Prizing Pools

This was to be a two-pool weekend. Our youngest son Jackson was entered with his team, the Newburgh Sea Creatures, in a meet in Louisville. Maxwell planned to stay home with his Reitz Memorial High School swim teammates in the SIAC boys sectional meet, held Saturday at the beautiful Castle High School Natatorium.

A short-lived illness kept Jackson home from Louisville, enabling the family to attend the high school boys swim sectional at CHS. It was incredibly exciting; Memorial narrowly edged out Castle with a win in the final event, the 400 Freestyle Relay – a dogfight between the teams’ anchors.
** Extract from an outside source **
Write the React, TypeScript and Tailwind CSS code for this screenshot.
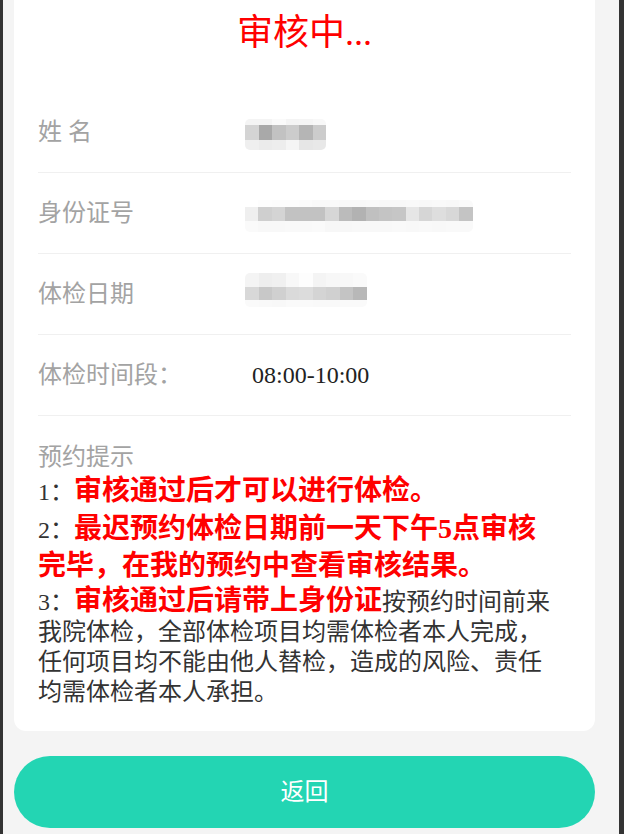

While I was glad to have seen the sectional meet, I had been looking forward to the competition in Louisville. I knew the Mary T. Meagher Aquatic Center was located in the Crescent Hill Reservoir Park and was the winter home to the Louisville Seahawks Swim Team.  In July, our boys swim in the team’s summer invitational held at the Lakeside Swim Club, a private – but more like community – swim and recreation club built into a quarry in a Louisville’s charming, historic Belknap neighborhood.

It’s interesting to me that the Mary T. Meagher (now 48, she was an Olympic gold medalist and world record-holder from Louisville) Aquatic Center was built in a park with a historic reservoir.

With our plans to attend the Louisville meet altered, I turned to the web to learn more about the aquatic center, where I found this comment, among others expressing pride:

“As a lifelong swimmer, this place just makes my chest swell with pride. Louisville is a very good swimming town with more than one option for first-rate facilities. This is merely the best public swimming facility in this part of America (for) 50-meter pool, swim lessons, masters.”

I believe Louisville prizes its pools.